芸人が売れていく過程を“入れ歯”によって体感する中年ラジオ『錦鯉の人生五十年』

2021.2.15

3つの“ボケ”がない交ぜになった長谷川、AVとVTuberに異様に詳しい渡辺

錦鯉のふたりとラジオ界で活躍する同世代の芸人で大きく違うのは“立場”だ。同世代のすでに名を馳せているメンバーは芸人としての地位は確立されていて、もはや若手特有の貧乏エピソードや苦労話とは無縁である。しかし、錦鯉にとってはそれが日常。いいオッサンにもかかわらず、ラジオ番組でもひもじいバイト生活から生まれたエピソードが次々と飛び出す。

特に長谷川は「同じアパートに住む中年芸人仲間に1000円貸してと頼んだら断られて、懇願して300円だけ借りた」「交通費がなくて交番でお金を借りようとしたら、警官に取り囲まれた」「テレビの企画で貧乏芸人のオーディションがあったが、そもそも会場に行くお金がなかった」なんて笑える貧乏話には枚挙にいとまがなく、若いリスナーから「忍びない気持ちになったので食べ物を送りたい」とツッコミメールが届いたほどだ。

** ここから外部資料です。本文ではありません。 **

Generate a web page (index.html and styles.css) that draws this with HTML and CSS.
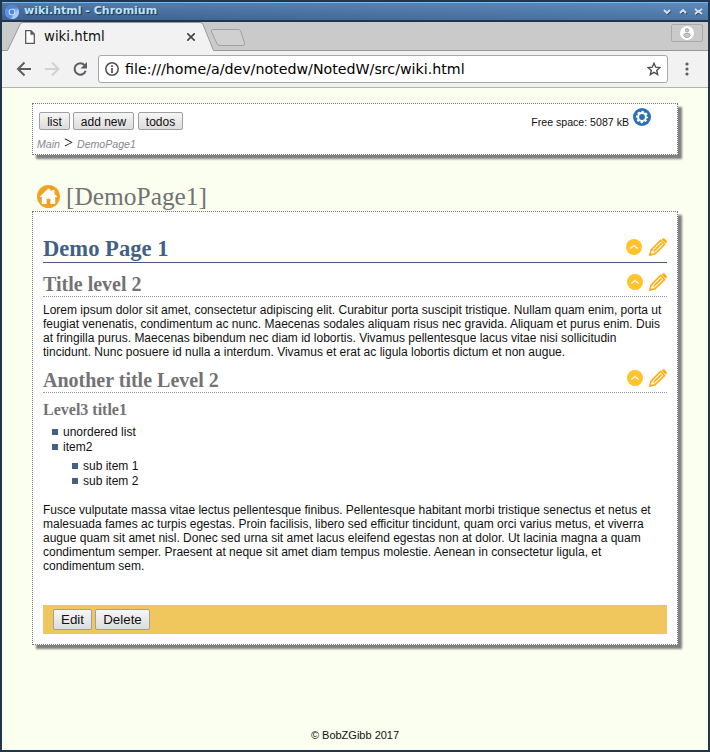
FILE: index.html
```
<!DOCTYPE html>
<html lang="en">
<head>
<meta charset="utf-8">
<title>wiki.html</title>
<link rel="stylesheet" href="styles.css">
</head>
<body>
<svg class="defs" aria-hidden="true">
  <defs>
    <symbol id="up" viewBox="0 0 16 16"><circle cx="8" cy="8" r="8" fill="#ffc32c"/><path d="M4.300 9.500 8 6.500l3.700 3" fill="none" stroke="#fff" stroke-width="1.300"/></symbol>
    <symbol id="pencil" viewBox="0 0 18 18"><g fill="none" stroke="#ffad0d" stroke-width="1.500"><path d="M.9 17.100 2.200 11.900 11.600 2.400 15.600 6.400 6.100 15.800Z"/><path d="M5.300 12.700 12.700 5.300" stroke-width="1.700"/><path d="M2.200 11.900c2.100.2 3.600 1.700 3.900 3.900" stroke-width="1"/></g><path d="m12.600 1.500 1-1q.9-.7 1.800 0l2.200 2.200q.7.900 0 1.800l-1 1ZM.4 17.700l.8-3 2.100 2.200Z" fill="#ffad0d"/></symbol>
  </defs>
</svg>
<div class="window">
  <header class="titlebar">
    <svg class="logo" viewBox="0 0 14 14"><circle cx="7" cy="7" r="7" fill="#7ba7ed"/><path d="M7 7 1 3.500A7 7 0 0 1 13 3.500H7Z" fill="#4a83df"/><path d="M1 3.500A7 7 0 0 0 6 14L8 9Z" fill="#5b91eb"/><path d="M13.200 4A7 7 0 0 1 6 14l4-6Z" fill="#a9c6f7"/><circle cx="7" cy="7" r="3.300" fill="#dce9fd"/><circle cx="7" cy="7" r="2.400" fill="#4e83ee"/></svg>
    <span class="caption">wiki.html - Chromium</span>
    <svg class="controls" viewBox="0 0 40 8"><g fill="none" stroke="#2c4d75" stroke-width="1.600" transform="translate(1 1)"><path d="m1 2 3 3 3-3M17 5l3-3 3 3M32 1l6 5M38 1l-6 5"/></g><g fill="none" stroke="#dce5ee" stroke-width="1.800"><path d="m1 2 3 3 3-3M17 5l3-3 3 3M32 .8l2.500 2.400h2L39 .8M32 6.200l2.500-2.400h2L39 6.200"/></g></svg>
  </header>
  <div class="tabs">
    <svg class="tabshape" viewBox="0 0 706 29"><path d="M0 28.500H5.500L18 2.500Q18.700.5 21 .5H198Q200.300.5 201 2.500L211.500 28.500H706V30H0Z" fill="#f2f2f2"/><path d="M0 28.500H5.500L18 2.500Q18.700.5 21 .5H198Q200.300.5 201 2.500L211.500 28.500H706" fill="none" stroke="#999"/><path d="M211 7.500H236Q238 7.500 238.700 9L242.500 21Q243 23.500 241 23.500H218Q216 23.500 215.200 22L209.500 10Q208.700 7.500 211 7.500Z" fill="#d0d0d0" stroke="#a0a0a0"/></svg>
    <div class="tab">
      <svg class="doc" viewBox="0 0 10 14"><path d="M.7.700H6L9.300 4V13.300H.7ZM6 .7V4H9.300" fill="#fff" stroke="#5a5a5a" stroke-width="1.300"/></svg>
      <span class="tabname">wiki.html</span>
      <svg class="close" viewBox="0 0 8 8"><path d="m.2.200 7.600 7.600m0-7.600-7.600 7.600" stroke="#444" stroke-width="1.600"/></svg>
    </div>
    <div class="profile"><svg viewBox="0 0 14 14"><circle cx="7" cy="7" r="7" fill="#fff"/><circle cx="7" cy="4.300" r="1.700" fill="#c8c8c8" stroke="#999" stroke-width=".8"/><path d="M3.500 9.500Q3.600 7.300 7 7.300t3.500 2.200Q9.500 11.500 7 11.500T3.500 9.500Z" fill="#c8c8c8" stroke="#999" stroke-width=".8"/></svg></div>
  </div>
  <div class="toolbar">
    <svg class="nav" viewBox="0 0 74 16"><path d="M15 8H2M8.500 1.500 2 8 8.500 14.500" fill="none" stroke="#5a5d61" stroke-width="2"/><path d="M29 8h13M36 1.500 42.500 8 36 14.500" fill="none" stroke="#d2d2d2" stroke-width="2"/><path d="M68.600 4.200A5.700 5.700 0 1 0 69.700 9.700" fill="none" stroke="#5a5d61" stroke-width="2"/><path d="M71 1v6.500h-6.500Z" fill="#5a5d61"/></svg>
    <div class="address">
      <svg class="info" viewBox="0 0 14 14"><circle cx="7" cy="7" r="6.200" fill="none" stroke="#505050" stroke-width="1.500"/><path d="M7 3.200v1.700M7 6v5" stroke="#505050" stroke-width="1.700"/></svg>
      <span class="url">file:///home/a/dev/notedw/NotedW/src/wiki.html</span>
      <svg class="star" viewBox="0 0 14 14"><path d="m7 1.300 1.700 3.900 4.200.4-3.200 2.800 1 4.200L7 10.400l-3.700 2.200 1-4.200L1.100 5.600l4.200-.4Z" fill="none" stroke="#505050" stroke-width="1.400"/></svg>
    </div>
    <svg class="more" viewBox="0 0 4 14"><g fill="#5a5d61"><circle cx="2" cy="2" r="1.600"/><circle cx="2" cy="7" r="1.600"/><circle cx="2" cy="12" r="1.600"/></g></svg>
  </div>
  <main class="page">
    <section class="box menu">
      <div class="menurow">
        <button class="small b-list">list</button><button class="small b-add">add new</button><button class="small b-todos">todos</button>
        <span class="space">Free space: 5087 kB</span>
        <svg class="gear" viewBox="0 0 18 18"><circle cx="9" cy="9" r="9" fill="#2a70b8"/><circle cx="9" cy="9" r="3.900" fill="none" stroke="#fff" stroke-width="2"/><circle cx="9" cy="9" r="5.300" fill="none" stroke="#fff" stroke-width="1.700" stroke-dasharray="2.300 1.863" stroke-dashoffset="1.150"/></svg>
      </div>
      <div class="crumbs"><i>Main</i><span class="gt">&gt;</span><i>DemoPage1</i></div>
    </section>
    <div class="pagetitle">
      <svg class="home" viewBox="0 0 22 22"><circle cx="11" cy="11" r="11" fill="#f2a223"/><path d="M11 3 2.300 11.500H4.600V18.200H9.200V13.200H12.800V18.200H17.400V11.500H19.700L16.700 8.500V4.800H14.600V6.500Z" fill="#fff"/></svg>
      <span>[DemoPage1]</span>
    </div>
    <article class="box content">
      <div class="head h-one"><h1>Demo Page 1</h1><svg class="up"><use href="#up"/></svg><svg class="pencil"><use href="#pencil"/></svg></div>
      <div class="head h-two"><h2>Title level 2</h2><svg class="up"><use href="#up"/></svg><svg class="pencil"><use href="#pencil"/></svg></div>
      <p>Lorem ipsum dolor sit amet, consectetur adipiscing elit. Curabitur porta suscipit tristique. Nullam quam enim, porta ut<br>feugiat venenatis, condimentum ac nunc. Maecenas sodales aliquam risus nec gravida. Aliquam et purus enim. Duis<br>at fringilla purus. Maecenas bibendum nec diam id lobortis. Vivamus pellentesque lacus vitae nisi sollicitudin<br>tincidunt. Nunc posuere id nulla a interdum. Vivamus et erat ac ligula lobortis dictum et non augue.</p>
      <div class="head h-two"><h2>Another title Level 2</h2><svg class="up"><use href="#up"/></svg><svg class="pencil"><use href="#pencil"/></svg></div>
      <h3>Level3 title1</h3>
      <ul>
        <li>unordered list</li>
        <li>item2
          <ul><li>sub item 1</li><li>sub item 2</li></ul>
        </li>
      </ul>
      <p class="last">Fusce vulputate massa vitae lectus pellentesque finibus. Pellentesque habitant morbi tristique senectus et netus et<br>malesuada fames ac turpis egestas. Proin facilisis, libero sed efficitur tincidunt, quam orci varius metus, et viverra<br>augue quam sit amet nisl. Donec sed urna sit amet lacus eleifend egestas non at dolor. Ut lacinia magna a quam<br>condimentum semper. Praesent at neque sit amet diam tempus molestie. Aenean in consectetur ligula, et<br>condimentum sem.</p>
      <div class="actions"><button class="b-edit">Edit</button><button class="b-delete">Delete</button></div>
    </article>
    <footer>© BobZGibb 2017</footer>
  </main>
</div>
</body>
</html>
```
FILE: styles.css
```
* { box-sizing: border-box; }
body { margin: 0; overflow: hidden; font: 12px/14px "Liberation Sans", sans-serif; color: #111; }
svg { display: block; flex: none; }
.defs { position: absolute; width: 0; height: 0; }
.window { width: 710px; height: 752px; border: 2px solid #23354a; display: flex; flex-direction: column; background: #fbfff0; }

.titlebar { height: 20px; flex: none; display: flex; align-items: center; padding: 0 5px 0 3px; border-top: 1px solid #77b8f4; border-bottom: 2px solid #23354a; background: linear-gradient(90deg, rgba(40, 70, 110, .2), rgba(110, 165, 220, .2)), linear-gradient(#5685b9, #446793); }
.logo { width: 14px; height: 14px; margin-top: 1px; }
.caption { margin-left: 5px; flex: 1; font: bold 11px/16px "DejaVu Sans", sans-serif; color: #b9e3fb; text-shadow: 1px 1px 1px #1d3350; white-space: nowrap; position: relative; top: -1px; }
.controls { width: 40px; height: 8px; overflow: visible; }

.tabs { position: relative; height: 29px; flex: none; background: #cacaca; display: flex; align-items: flex-start; justify-content: space-between; }
.tabshape { position: absolute; left: 0; top: 0; width: 706px; height: 29px; overflow: hidden; }
.tab { position: relative; width: 212px; height: 29px; display: flex; align-items: center; padding-left: 23px; }
.doc { width: 10px; height: 14px; }
.tabname { width: 142px; margin-left: 9px; font: 13.333px/16px "DejaVu Sans", sans-serif; }
.close { width: 8px; height: 8px; margin-left: 1px; }
.profile { position: relative; width: 32px; height: 18px; margin: 2px 5px 0 0; border: 1px solid #aaa; border-radius: 2px; display: flex; align-items: center; justify-content: center; }
.profile svg { width: 14px; height: 14px; }

.toolbar { height: 37px; flex: none; background: #f2f2f2; border-bottom: 1px solid #b2b2b2; display: flex; align-items: center; padding-left: 14px; }
.nav { width: 74px; height: 16px; }
.address { width: 570px; height: 28px; margin-left: 8px; border: 1px solid #a9a9a9; border-radius: 3px; background: #fff; display: flex; align-items: center; padding: 0 6px; }
.info { width: 14px; height: 14px; }
.url { flex: 1; margin-left: 6px; font: 14.22px/18px "DejaVu Sans", sans-serif; white-space: nowrap; color: #000; }
.star { width: 14px; height: 14px; }
.more { width: 4px; height: 14px; margin-left: 16.5px; }

.page { flex: 1; padding: 15px 30px 0; }
.box { width: 646px; border: 1px dotted #777; background: #fff; box-shadow: 4px 4px 2px #808080; }
.menu { height: 52px; padding: 4px 0 0 6px; }
.menurow { display: flex; height: 26px; }
button { height: 21px; padding: 0; border: 1px solid #a0a0a0; border-radius: 2px; background: linear-gradient(#f6f6f6, #dcdcdc); font: 13.333px/17px "Liberation Sans", sans-serif; color: #111; }
.small { height: 18px; margin-top: 4px; padding-top: 1px; font-size: 12px; line-height: 14px; }
.b-list { width: 31px; }
.b-add { width: 61px; margin-left: 3px; }
.b-todos { width: 45px; margin-left: 4px; }
.space { margin: 7px 4px 0 auto; font-size: 10.6px; }
.gear { width: 18px; height: 18px; margin-right: 26px; }
.crumbs { display: flex; align-items: baseline; margin: 0 0 0 -2px; font-size: 10.6px; line-height: 18px; color: #888; }
.gt { margin: 0 4px; font: 16px/18px "Liberation Serif", serif; color: #000; }
.pagetitle { height: 56px; padding: 25px 0 0 5px; display: flex; font: 25.4px/32px "Liberation Serif", serif; color: #737373; }
.home { width: 23px; height: 23px; margin: 5px 6px 0 0; }

.content { height: 434px; padding: 20px 10px 0; }
h1, h2, h3, p, ul { margin: 0; }
h1, h2, h3 { font-family: "Liberation Serif", serif; font-weight: bold; color: #737373; }
.head { display: flex; align-items: flex-end; }
.head h1, .head h2 { flex: 1; }
.h-one { height: 31px; border-bottom: 1px solid #435c7e; }
h1 { color: #435f84; font-size: 22.6px; line-height: 27px; }
.h-two { height: 34px; border-bottom: 1px dotted #999; }
h2 { font-size: 20px; line-height: 24px; }
.up { width: 16px; height: 16px; margin: 0 6px 6px 0; }
.h-one .up { margin: 0 7px 7px 0; }
.pencil { width: 18px; height: 18px; margin-bottom: 5px; }
.h-one .pencil { margin-bottom: 6px; }
p { padding-top: 6px; white-space: nowrap; }
h3 { margin-top: 8px; font-size: 16px; line-height: 18px; }
ul { list-style: none; padding: 6px 0 0 20px; }
li { position: relative; line-height: 15px; }
li::before { content: ""; position: absolute; left: -11px; top: 4px; width: 6px; height: 6px; background: #466084; }
li ul { padding-top: 4px; }
.last { padding-top: 14px; }
.actions { height: 29px; margin-top: 32px; padding: 4px 10px; display: flex; gap: 3px; background: #f0c75c; }
.b-edit { width: 39px; }
.b-delete { width: 55px; }
footer { margin: 83px 0 0; width: 646px; text-align: center; font-size: 11px; }
```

オッサン特有の“老い”もよく話題に挙がる。錦鯉の中では若いほうの渡辺の口からも「歳を取ると時間が経つのが早いというけど、バイトは長い」「久々に一生懸命走ったけど、前に進まない」なんてぼやきが聞かれる。もちろん『鬼滅の刃』の話題にはついていけない。禰豆子が竹をくわえていることを話したらネタバレになるんじゃないかとビビる始末だ。

歯が8本ない長谷川雅紀(右)と、無類のVTuber好き渡辺隆

これもオッサン特有の現象だが、長谷川はとにかく言葉忘れや言い間違いが多い。映像制作会社の「ピクサー」の名前を出したはずが「mixi」と言い間違い、「ダム」という単語が思い浮かばず「水を止めるヤツ」と必死に説明し、「三丁目の夕日」と言おうとしたが慌て過ぎて「ゆうちょうめ」と略してしまう。お笑い芸人としての“ボケ”、老いからくる“ボケ”、そして長谷川個人の天然“ボケ”がない交ぜになっている。

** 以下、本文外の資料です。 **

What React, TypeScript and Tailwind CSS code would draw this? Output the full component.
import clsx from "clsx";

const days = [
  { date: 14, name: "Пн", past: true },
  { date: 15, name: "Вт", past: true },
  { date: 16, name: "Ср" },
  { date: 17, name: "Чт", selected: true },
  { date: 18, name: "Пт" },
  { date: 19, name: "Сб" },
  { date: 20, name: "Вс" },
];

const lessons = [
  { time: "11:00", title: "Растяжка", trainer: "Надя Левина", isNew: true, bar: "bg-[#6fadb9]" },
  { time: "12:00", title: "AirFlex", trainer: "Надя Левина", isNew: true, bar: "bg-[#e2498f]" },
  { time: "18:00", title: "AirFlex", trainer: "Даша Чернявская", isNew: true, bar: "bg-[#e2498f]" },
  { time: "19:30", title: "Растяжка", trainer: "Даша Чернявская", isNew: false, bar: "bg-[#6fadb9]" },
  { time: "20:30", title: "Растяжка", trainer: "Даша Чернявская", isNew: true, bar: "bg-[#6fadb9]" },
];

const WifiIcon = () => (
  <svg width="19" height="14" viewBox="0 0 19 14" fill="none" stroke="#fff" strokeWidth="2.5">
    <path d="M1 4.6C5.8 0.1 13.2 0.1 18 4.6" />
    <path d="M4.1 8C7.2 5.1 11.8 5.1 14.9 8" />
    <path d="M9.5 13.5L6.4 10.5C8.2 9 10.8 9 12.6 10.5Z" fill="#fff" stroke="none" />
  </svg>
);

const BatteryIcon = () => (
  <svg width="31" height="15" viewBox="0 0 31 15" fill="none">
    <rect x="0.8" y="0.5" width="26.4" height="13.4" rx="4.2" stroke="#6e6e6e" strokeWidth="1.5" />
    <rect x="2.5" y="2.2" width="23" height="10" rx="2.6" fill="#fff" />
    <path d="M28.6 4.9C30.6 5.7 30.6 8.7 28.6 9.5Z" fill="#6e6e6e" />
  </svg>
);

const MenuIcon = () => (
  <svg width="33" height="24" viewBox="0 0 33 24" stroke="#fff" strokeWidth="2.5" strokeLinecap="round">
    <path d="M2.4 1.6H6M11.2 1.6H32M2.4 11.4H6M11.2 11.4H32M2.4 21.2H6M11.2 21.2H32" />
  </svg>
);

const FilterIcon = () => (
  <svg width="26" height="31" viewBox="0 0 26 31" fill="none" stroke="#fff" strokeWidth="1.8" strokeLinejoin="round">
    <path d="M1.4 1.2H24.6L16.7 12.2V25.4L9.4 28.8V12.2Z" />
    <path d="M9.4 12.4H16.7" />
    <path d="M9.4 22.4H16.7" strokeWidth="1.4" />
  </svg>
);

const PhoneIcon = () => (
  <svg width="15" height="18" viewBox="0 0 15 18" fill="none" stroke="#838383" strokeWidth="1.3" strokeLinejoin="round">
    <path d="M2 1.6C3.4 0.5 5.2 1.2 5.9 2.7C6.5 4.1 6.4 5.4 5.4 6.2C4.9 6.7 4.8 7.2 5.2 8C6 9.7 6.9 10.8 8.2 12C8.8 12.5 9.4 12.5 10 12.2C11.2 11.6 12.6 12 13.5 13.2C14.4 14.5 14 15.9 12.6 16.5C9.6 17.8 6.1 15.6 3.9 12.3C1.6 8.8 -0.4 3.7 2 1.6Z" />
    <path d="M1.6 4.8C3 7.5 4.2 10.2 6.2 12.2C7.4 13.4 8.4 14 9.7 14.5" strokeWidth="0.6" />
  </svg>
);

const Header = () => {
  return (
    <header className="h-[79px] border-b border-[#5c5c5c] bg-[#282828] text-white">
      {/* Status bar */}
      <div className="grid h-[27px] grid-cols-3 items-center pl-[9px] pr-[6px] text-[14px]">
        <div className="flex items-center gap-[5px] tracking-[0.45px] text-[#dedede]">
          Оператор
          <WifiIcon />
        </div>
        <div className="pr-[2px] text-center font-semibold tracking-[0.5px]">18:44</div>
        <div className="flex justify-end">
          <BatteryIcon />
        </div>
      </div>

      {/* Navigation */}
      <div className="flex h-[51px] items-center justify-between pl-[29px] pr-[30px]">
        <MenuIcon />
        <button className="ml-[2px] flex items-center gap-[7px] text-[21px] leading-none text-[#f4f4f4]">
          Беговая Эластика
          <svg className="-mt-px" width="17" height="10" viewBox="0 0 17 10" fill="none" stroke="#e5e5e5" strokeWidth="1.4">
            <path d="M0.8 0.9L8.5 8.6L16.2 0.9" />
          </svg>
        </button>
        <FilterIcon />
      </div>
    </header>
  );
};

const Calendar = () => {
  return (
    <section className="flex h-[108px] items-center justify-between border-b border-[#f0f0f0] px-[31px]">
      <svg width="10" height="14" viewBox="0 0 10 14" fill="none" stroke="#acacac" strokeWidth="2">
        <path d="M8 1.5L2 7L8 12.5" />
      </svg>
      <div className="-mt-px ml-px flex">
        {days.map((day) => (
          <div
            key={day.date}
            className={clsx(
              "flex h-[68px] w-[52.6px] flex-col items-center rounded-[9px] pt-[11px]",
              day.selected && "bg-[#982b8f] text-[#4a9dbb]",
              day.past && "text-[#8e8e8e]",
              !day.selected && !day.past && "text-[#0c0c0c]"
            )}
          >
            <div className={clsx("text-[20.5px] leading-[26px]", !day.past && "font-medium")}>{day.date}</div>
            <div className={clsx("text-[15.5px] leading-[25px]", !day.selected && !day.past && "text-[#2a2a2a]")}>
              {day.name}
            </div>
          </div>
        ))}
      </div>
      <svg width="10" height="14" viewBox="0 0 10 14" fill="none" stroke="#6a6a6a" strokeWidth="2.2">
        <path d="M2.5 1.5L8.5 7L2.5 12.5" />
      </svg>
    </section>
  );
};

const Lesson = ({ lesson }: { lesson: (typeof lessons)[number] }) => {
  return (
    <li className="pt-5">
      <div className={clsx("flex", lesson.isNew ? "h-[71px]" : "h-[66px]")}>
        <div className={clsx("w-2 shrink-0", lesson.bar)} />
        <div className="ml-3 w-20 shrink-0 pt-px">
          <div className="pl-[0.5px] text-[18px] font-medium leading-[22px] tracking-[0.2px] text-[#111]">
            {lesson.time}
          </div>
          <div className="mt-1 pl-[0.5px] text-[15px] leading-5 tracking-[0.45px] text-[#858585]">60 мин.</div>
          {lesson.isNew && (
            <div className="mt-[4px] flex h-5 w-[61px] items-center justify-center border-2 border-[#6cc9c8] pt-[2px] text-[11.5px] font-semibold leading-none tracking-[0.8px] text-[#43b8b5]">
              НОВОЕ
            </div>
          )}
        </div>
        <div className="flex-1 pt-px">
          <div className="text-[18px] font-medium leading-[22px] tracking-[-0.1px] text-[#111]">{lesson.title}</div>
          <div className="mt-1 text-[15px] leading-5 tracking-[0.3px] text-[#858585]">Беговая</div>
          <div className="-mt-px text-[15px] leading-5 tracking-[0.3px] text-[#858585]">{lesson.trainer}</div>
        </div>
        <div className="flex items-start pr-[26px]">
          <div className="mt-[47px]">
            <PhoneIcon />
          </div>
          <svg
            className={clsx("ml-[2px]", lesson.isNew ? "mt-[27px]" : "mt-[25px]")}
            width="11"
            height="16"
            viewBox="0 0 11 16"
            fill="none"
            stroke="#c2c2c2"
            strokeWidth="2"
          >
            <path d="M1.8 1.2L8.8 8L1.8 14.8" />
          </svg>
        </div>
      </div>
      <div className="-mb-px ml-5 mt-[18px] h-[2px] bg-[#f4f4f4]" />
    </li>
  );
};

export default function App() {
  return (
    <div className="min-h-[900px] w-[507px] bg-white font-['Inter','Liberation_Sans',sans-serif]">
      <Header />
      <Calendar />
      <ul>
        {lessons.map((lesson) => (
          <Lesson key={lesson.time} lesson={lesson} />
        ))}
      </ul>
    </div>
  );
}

長谷川の特異性ばかりが目立っているが、聞き手に回ることが多い渡辺の秘めた魅力もラジオからは伝わってくる。自宅に所有するアダルトビデオはかつてレンタル店並みの品ぞろえだったそうで、AV女優の話題が出ると、豊富な知識を垣間見せてくれる。VTuberに異常に詳しかったり、家では全裸で過ごしていたりと、何かと気になる要素も多く、長谷川以上に独身中年としての生態を掘り下げたくなる存在だ。

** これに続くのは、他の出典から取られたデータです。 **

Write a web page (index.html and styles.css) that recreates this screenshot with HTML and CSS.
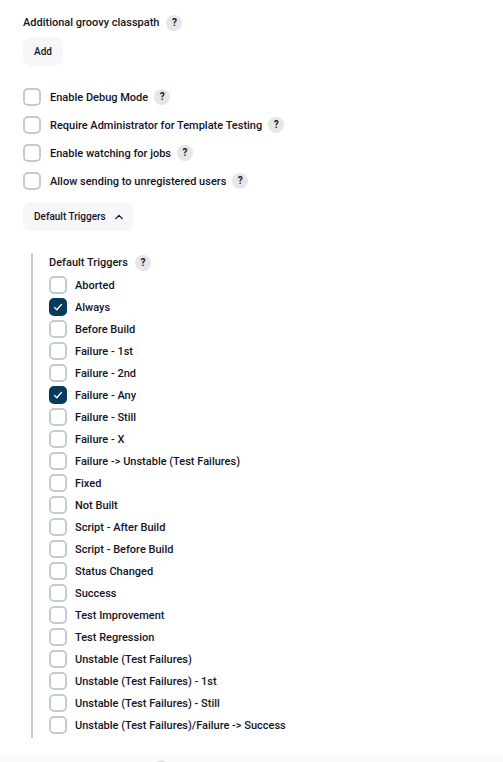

こんな彼らの日常は、若いリスナーからするとただの“バカ話”なのかもしれないが、同世代からすると、共感とほろ苦さを覚えずにはいられない。何度も言うようだが、あくまで“芸人ラジオ”なのだが、どこか哀愁を帯びている。番組内では10代女子からメールが届くと、必ずと言っていいほどニセモノ疑惑が浮上するが、このラジオが持つ深みのある魅力を最も感じられるのは中年のオッサンなのかもしれない。